Conducting periodic checks helps minimise late or last minute discovery of damaged tapes. This ensures that the required data is still available in times of a crisis or when data requests are time-sensitive. Additionally, what was previously written on old tapes may be legacy data that is no longer useful. Such data not only takes up additional storage resources, it also poses additional burden on IT specialists that are tasked to maintain and manage the data. This is why it is also important to check on the IT department's ability to work with tape.

3.      Verify staff skills and the time required to access legacy data

This also includes checks on whether the IT department has maintained the software or drivers required to read the old tapes. This assessment should help decision-makers weigh-in on whether to continue investing in obsolete technology or find an external vendor to maintain their system. Not having a plan or consistent maintenance contract for tape storage could result in expensive and time-consuming ad hoc restoration efforts. This becomes increasingly important in the case of a crisis or for litigation situations.

 

4.      Save money by retiring obsolete tech but make room for plan B

Data migration is risky and companies should always consider a back-up or potential restoration plan while undergoing data migration. One way to ensure legacy data is always accessible is to engage the help if a tape restoration organisation.

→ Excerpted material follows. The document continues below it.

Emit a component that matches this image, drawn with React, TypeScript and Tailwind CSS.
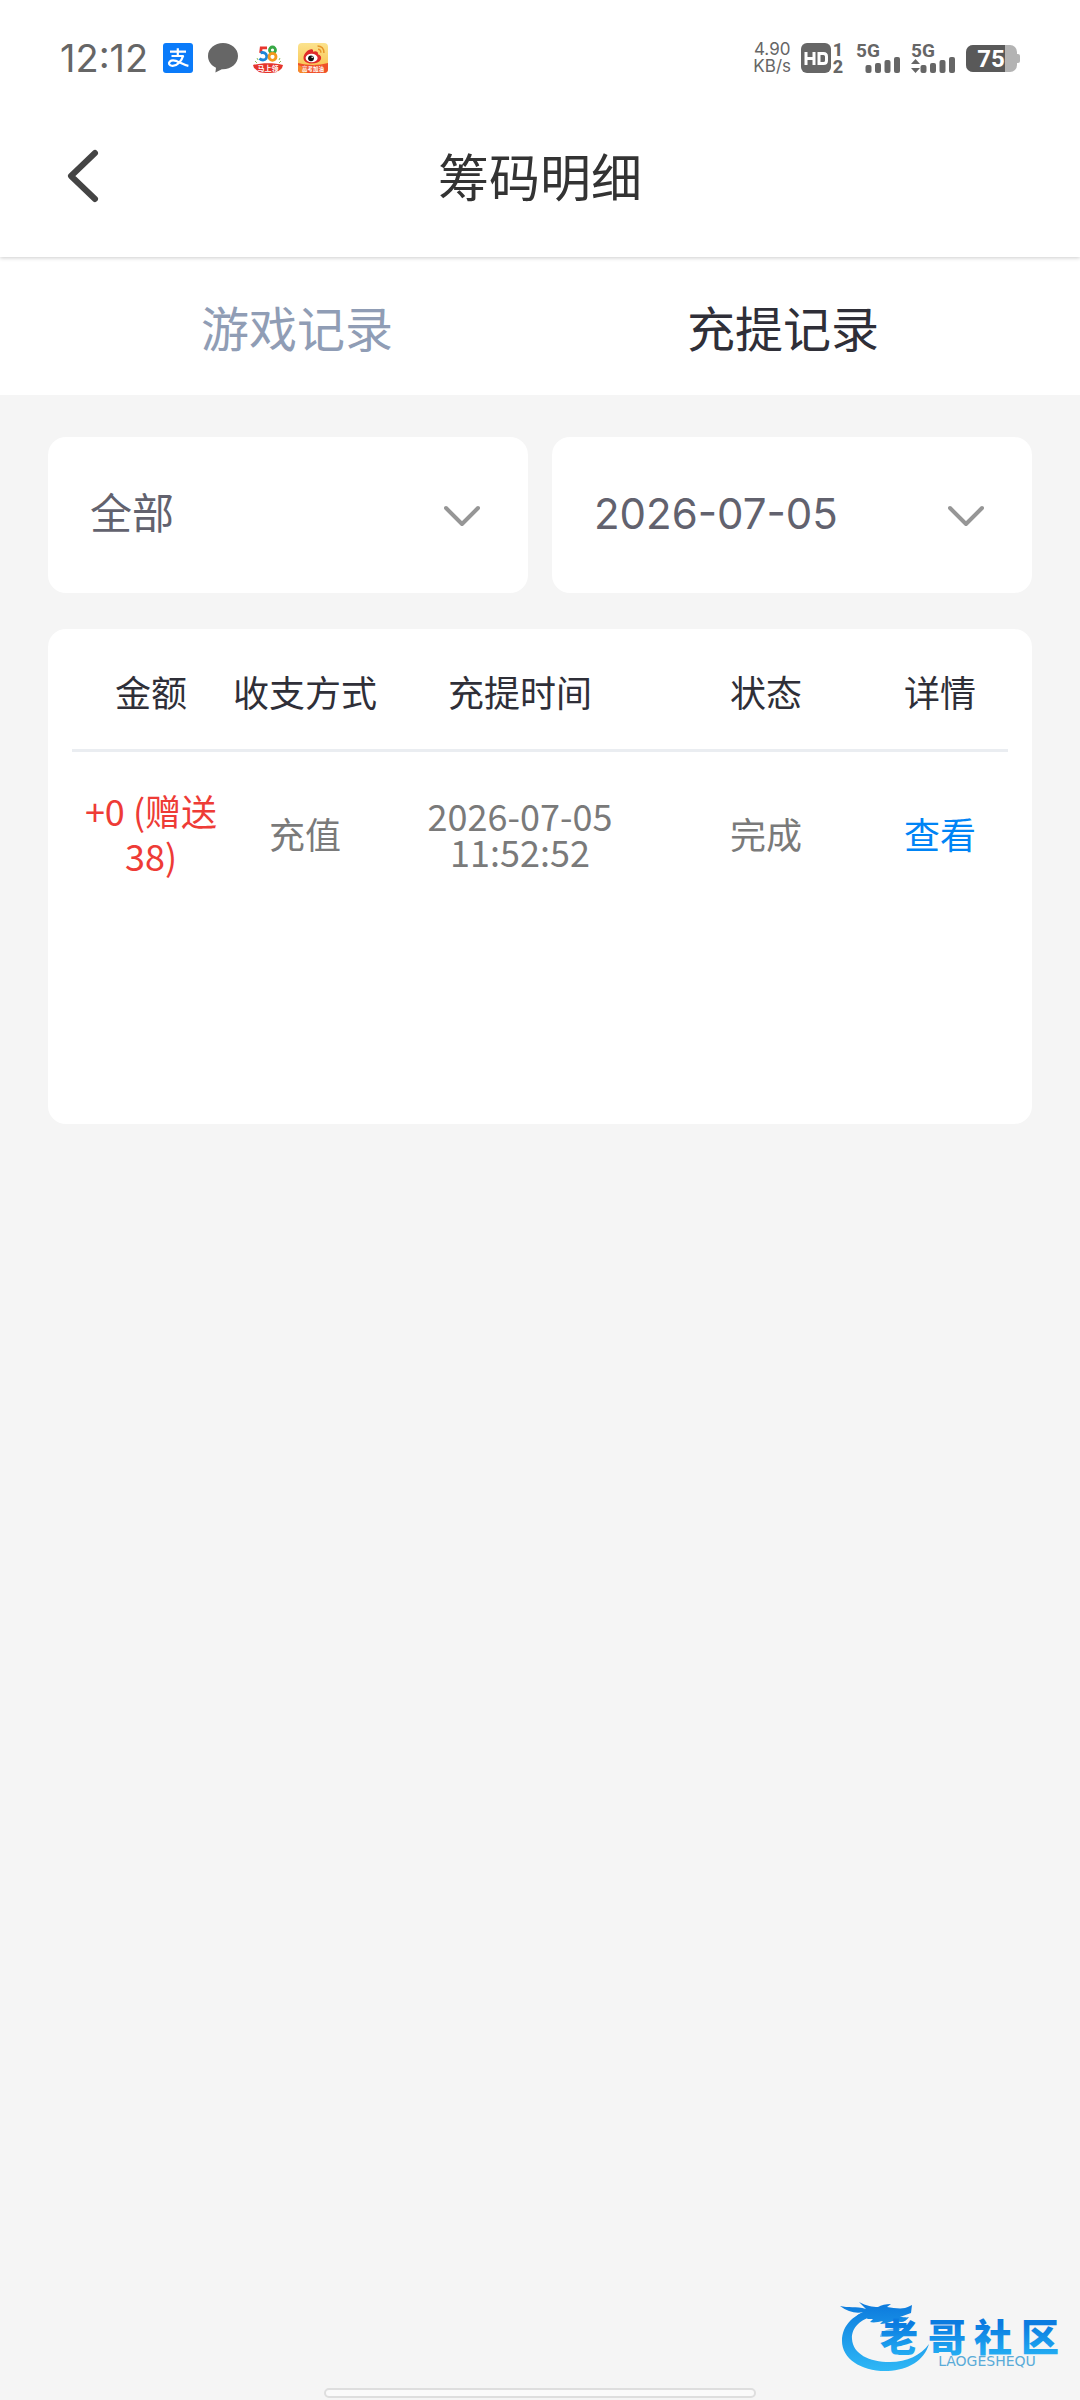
import React, { FC, useState } from 'react';

interface ChipRecord {
  id: string;
  amount: string;
  method: string;
  date: string;
  time: string;
  status: string;
}

interface FilterSelectProps {
  id: string;
  label: string;
  value: string;
  options: string[];
  onChange: (value: string) => void;
}

const records: ChipRecord[] = [
  {
    id: '1',
    amount: '+0 (赠送 38)',
    method: '充值',
    date: '2026-07-05',
    time: '11:52:52',
    status: '完成'
  }
];

const tabs = ['游戏记录', '充提记录'];

const AlipayIcon: FC = () => (
  <svg width="30" height="30" viewBox="0 0 30 30" aria-hidden="true">
    <rect width="30" height="30" rx="3" fill="#0a7bfa" />
    <g fill="none" stroke="#fff" strokeWidth="2.2">
      <path d="M7 8.6h16M14.8 5.2v8M8.5 13h12.2" />
      <path d="M20.2 12.6C18.6 17.8 14.6 23 9.4 22.8c-3.4-.1-4.2-2.6-2.6-4.2 2.4-2.2 6.6-.8 10 1 3 1.5 5.4 2.6 8.6 3.3" />
    </g>
  </svg>
);

const BubbleIcon: FC = () => (
  <svg width="30" height="30" viewBox="0 0 30 30" aria-hidden="true">
    <path
      d="M15 0C6.700 0 0 5.600 0 13c0 5.200 3.300 9.500 8 11.700L7.400 29.500l6.400-3.300C22.600 26.700 30 20.800 30 13 30 5.600 23.300 0 15 0Z"
      fill="#666"
    />
  </svg>
);

const ShopIcon: FC = () => (
  <svg className="overflow-visible" width="30" height="30" viewBox="0 0 30 30" aria-hidden="true">
    <g fill="none" strokeWidth="2.8">
      <path d="M14 4.8H8.200L7.600 10" stroke="#e8352e" />
      <path d="M7.500 9.800c7-2 8.500 7 2.500 7.200-1.500 0-2.500-.5-3.500-1.500" stroke="#1d86d8" />
      <circle cx="19.500" cy="7" r="3" stroke="#37a845" />
      <circle cx="19.500" cy="13.800" r="3.500" stroke="#f39a1d" />
    </g>
    <path d="M2 18l2 2M4 15l1 2M27 15l-1 2M28 18l-2 2" stroke="#8bbf5a" strokeWidth="1" />
    <path d="M0 22c8-2.500 22-2.500 30 0l-1 3c-1 1-3 3-5 4-5 1.300-13 1.300-18 0-2-1-3-3-5-4Z" fill="#e5352c" />
    <text x="15" y="27.500" fontSize="7" fontWeight="700" fill="#fff" textAnchor="middle">
      马上领
    </text>
  </svg>
);

const WeiboIcon: FC = () => (
  <svg className="overflow-visible" width="30" height="30" viewBox="0 0 30 30" aria-hidden="true">
    <defs>
      <linearGradient id="weibo-bg" x1="0" y1="0" x2="0" y2="1">
        <stop offset="0" stopColor="#fbe38e" />
        <stop offset="1" stopColor="#f9bd45" />
      </linearGradient>
      <clipPath id="weibo-clip">
        <rect width="30" height="30" rx="4" />
      </clipPath>
    </defs>
    <g clipPath="url(#weibo-clip)">
      <rect width="30" height="30" fill="url(#weibo-bg)" />
      <path d="M0 20c9 2.500 21 2.500 30 0v10H0Z" fill="#f0502a" />
      <path d="M0 22c4 1 7 4 9 8H0Z" fill="#f78c2a" />
      <path
        d="M5.500 15C5.500 10 11 5.500 14 6.200c1.500.4 1 2.300 1 2.600 2-1 5.500-.8 5 2.400 6 2 3.500 9.300-6.500 9.300-5 0-8-2.500-8-5.500Z"
        fill="#e02a2a"
      />
      <ellipse cx="13.600" cy="15" rx="6" ry="4.300" fill="#fff" />
      <circle cx="13" cy="15.300" r="2.900" fill="#111" />
      <circle cx="14.200" cy="14.200" r=".8" fill="#fff" />
      <path d="M19.500 3c4 0 6.600 2.600 6.400 7M20 6.300c2 0 3 1.400 2.800 3.400" fill="none" stroke="#e8952a" strokeWidth="1.500" />
    </g>
    <text x="15" y="28" fontSize="5.500" fontWeight="700" fill="#fff" textAnchor="middle">
      高考加油
    </text>
  </svg>
);

const HdIcon: FC = () => (
  <svg className="overflow-visible" width="45" height="30" viewBox="0 0 45 30" aria-hidden="true">
    <rect width="30" height="30" rx="6" fill="#666" />
    <path d="M5 9v13M13 9v13M5 15.500h8M18 10.500h4.500q3 0 3 3v4q0 3-3 3H18Z" fill="none" stroke="#fff" strokeWidth="3" />
    <g fill="#666" fontFamily="Roboto, sans-serif" fontSize="18" fontWeight="800" textAnchor="middle">
      <text x="37" y="13">1</text>
      <text x="37" y="30">2</text>
    </g>
  </svg>
);

const SignalIcon: FC<{ active?: boolean }> = ({ active }) => (
  <svg className="overflow-visible" width="45" height="30" viewBox="0 0 45 30" aria-hidden="true">
    <text x="0" y="14" fontFamily="Roboto, sans-serif" fontSize="19" fontWeight="700" fill="#666">
      5G
    </text>
    <g fill="#666">
      <rect x="9.500" y="22" width="6" height="8" rx="2" />
      <rect x="19" y="20" width="6" height="10" rx="2" />
      <rect x="28.500" y="17" width="6" height="13" rx="2" />
      <rect x="38" y="14" width="6" height="16" rx="2" />
      {active && <path d="M4.500 16l4.500 5H0ZM4.500 30l4.500-5H0Z" />}
    </g>
  </svg>
);

const BatteryIcon: FC = () => (
  <svg className="overflow-visible" width="54" height="27" viewBox="0 0 54 27" aria-hidden="true">
    <defs>
      <clipPath id="battery-clip">
        <rect width="51" height="27" rx="7" />
      </clipPath>
    </defs>
    <rect x="49" y="9" width="5" height="9" rx="2" fill="#b3b3b3" />
    <g clipPath="url(#battery-clip)">
      <rect width="51" height="27" fill="#b3b3b3" />
      <rect width="39" height="27" fill="#595959" />
    </g>
    <text x="25" y="22" fontFamily="Roboto, sans-serif" fontSize="24" fontWeight="700" fill="#fff" textAnchor="middle">
      75
    </text>
  </svg>
);

const StatusBar: FC = () => (
  <div className="flex h-[116px] items-center justify-between px-[60px] font-[Inter,'Noto_Sans_CJK_SC',sans-serif]">
    <div className="flex items-center gap-[15px]">
      <span className="text-[38px] leading-[38px] text-[#666]">12:12</span>
      <AlipayIcon />
      <BubbleIcon />
      <ShopIcon />
      <WeiboIcon />
    </div>
    <div className="flex items-center gap-[10px]">
      <div className="text-center text-[17px] leading-[17px] text-[#666]">
        <div>4.90</div>
        <div>KB/s</div>
      </div>
      <HdIcon />
      <SignalIcon />
      <SignalIcon active />
      <BatteryIcon />
    </div>
  </div>
);

const FilterSelect: FC<FilterSelectProps> = ({ id, label, value, options, onChange }) => (
  <div className="relative flex-1">
    <label htmlFor={id} className="sr-only">
      {label}
    </label>
    <select
      id={id}
      value={value}
      onChange={(e) => onChange(e.target.value)}
      className="block h-[156px] w-full appearance-none rounded-[18px] bg-white pr-24 pb-1 pl-[42px] text-[42px] text-[#62626e] outline-none"
    >
      {options.map((option) => (
        <option key={option} value={option}>
          {option}
        </option>
      ))}
    </select>
    <svg
      className="pointer-events-none absolute top-[68px] right-12"
      width="36"
      height="22"
      viewBox="0 0 36 22"
      fill="none"
      aria-hidden="true"
    >
      <path d="M2 3l16 16L34 3" stroke="#969696" strokeWidth="4" strokeLinecap="round" strokeLinejoin="round" />
    </svg>
  </div>
);

// Dragon ring with the community name next to it
const CommunityLogo: FC = () => (
  <svg className="overflow-visible" width="226" height="80" viewBox="0 0 226 80" role="img" aria-label="老哥社区">
    <defs>
      <linearGradient id="logo-blue" gradientUnits="userSpaceOnUse" x1="0" y1="5" x2="0" y2="75">
        <stop offset="0" stopColor="#0b78dc" />
        <stop offset="1" stopColor="#2fb8f6" />
      </linearGradient>
      <linearGradient id="logo-text" gradientUnits="userSpaceOnUse" x1="0" y1="28" x2="0" y2="58">
        <stop offset="0" stopColor="#0b7be0" />
        <stop offset="1" stopColor="#22abf2" />
      </linearGradient>
    </defs>
    <g fill="url(#logo-blue)">
      <path d="M36 13C16 17 4 29 4 45c0 18 20 31 46 30 20-1 36-10 41-27-8 11-22 18-39 18-21 0-37-8-38-23-.6-12 9-20 22-23Z" />
      <path d="M2 10c8 2 16 0 26 3l-7-7c7 4 14 5 19 5 3-2 8-3 13-3l-4 3c6 1 13 2 18 1 3-1 5-2 7-3l-1 8-11 4c4 0 7 1 9 0-2 3-5 5-8 5l-8-1c-5 2-9 3-13 3l3-3c-5 1-9 2-13 1l3-3-6 0 2-4c-5 2-9 1-13 2 2-3 5-4 8-5-8 2-16 0-24-6Z" />
      <path d="M44 36c7-4 14-3 22-7-3 6-9 7-14 10 5 0 11-1 15-3-5 7-14 9-22 12 5-4 8-5 11-8-5 1-9 1-14 1 0-2 1-4 2-5Z" opacity=".5" />
    </g>
    <text
      y="55"
      fontFamily="'Noto Sans CJK SC', sans-serif"
      fontSize="38"
      fontWeight="900"
      fill="url(#logo-text)"
      x="42 90 136 183"
    >
      老哥社区
    </text>
    <text x="149" y="70" fontFamily="'DejaVu Sans', sans-serif" fontSize="14" fill="#5aabd8" textAnchor="middle">
      LAOGESHEQU
    </text>
  </svg>
);

const RecordTable: FC = () => (
  <div className="min-h-[495px] rounded-[18px] bg-white px-6">
    <table className="w-full table-fixed border-collapse text-center text-[36px]">
      <thead>
        <tr className="h-[121px] border-b-3 border-[#eaedf1] text-[#2f2f38]">
          <th className="w-[158px] pt-1 font-normal whitespace-nowrap">金额</th>
          <th className="w-[150px] pt-1 font-normal whitespace-nowrap">收支方式</th>
          <th className="w-[280px] pt-1 font-normal whitespace-nowrap">充提时间</th>
          <th className="w-[212px] pt-1 font-normal whitespace-nowrap">状态</th>
          <th className="w-[136px] pt-1 font-normal whitespace-nowrap">详情</th>
        </tr>
      </thead>
      <tbody>
        {records.map((record) => (
          <tr key={record.id} className="h-[164px] text-[#7a7a7a]">
            <td className="px-2 leading-[45px] text-[#ee3b36]">{record.amount}</td>
            <td>{record.method}</td>
            <td className="leading-9">
              <div>{record.date}</div>
              <div>{record.time}</div>
            </td>
            <td>{record.status}</td>
            <td>
              <a href="#detail" className="text-[#0084f5]">
                查看
              </a>
            </td>
          </tr>
        ))}
      </tbody>
    </table>
  </div>
);

const App: FC = () => {
  const [activeTab, setActiveTab] = useState('充提记录');
  const [type, setType] = useState('全部');
  const [date, setDate] = useState('2026-07-05');

  return (
    <div className="relative min-h-screen bg-[#f5f5f5] font-[Inter,'Noto_Sans_CJK_SC',sans-serif]">
      <div className="relative z-10 bg-white shadow-[0_1px_4px_rgba(0,0,0,0.2)]">
        <StatusBar />
        <header className="grid h-[141px] grid-cols-[1fr_auto_1fr] items-start px-[66px] pt-[30px]">
          <button type="button" aria-label="返回" className="flex h-[60px] w-[60px] items-center">
            <svg width="34" height="56" viewBox="0 0 34 56" fill="none" aria-hidden="true">
              <path d="M29 5L5 28l24 23" stroke="#444" strokeWidth="6" strokeLinecap="round" strokeLinejoin="round" />
            </svg>
          </button>
          <h1 className="text-[51px] leading-[66px] text-[#333]">筹码明细</h1>
        </header>
      </div>

      <nav className="flex h-[138px] bg-white px-[54px]">
        {tabs.map((tab) => (
          <button
            key={tab}
            type="button"
            onClick={() => setActiveTab(tab)}
            className={`flex-1 pt-2 text-[48px] ${activeTab === tab ? 'text-[#2f2f38]' : 'text-[#909db5]'}`}
          >
            {tab}
          </button>
        ))}
      </nav>

      <main className="flex flex-col gap-9 px-12 pt-[42px] font-['Noto_Sans_CJK_SC',sans-serif]">
        <div className="flex gap-6 font-[Inter,'Noto_Sans_CJK_SC',sans-serif]">
          <FilterSelect id="type" label="类型" value={type} options={['全部', '充值', '提现']} onChange={setType} />
          <FilterSelect id="date" label="日期" value={date} options={['2026-07-05', '2026-07-04']} onChange={setDate} />
        </div>
        <RecordTable />
      </main>

      <div className="absolute right-4 bottom-6">
        <CommunityLogo />
      </div>
      {/* Home indicator */}
      <div className="absolute bottom-[2px] left-1/2 h-[10px] w-2/5 -translate-x-1/2 rounded-full border-2 border-[#dedede] bg-[#fafafa]" />
    </div>
  );
};

export default App;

Such experts are trained to help keep migration costs low, while providing a pre-defined number of restores at a faster and more efficient pace.

 

 

5.      Enforce retention and retirement policies

Establish and enforce a retention policy so data is not kept longer than necessary. However, be careful to comply with relevant document retention regulations and that all disposed data is complete erased by using eraser software or a degaussing solution.

 

Conclusion

 

IDC also reports that many companies scaled back or postponed investment in backup and recovery during the economic crisis of 2008/09. However, data volumes continued to grow amidst the need to curtail spending on data lifecycle management.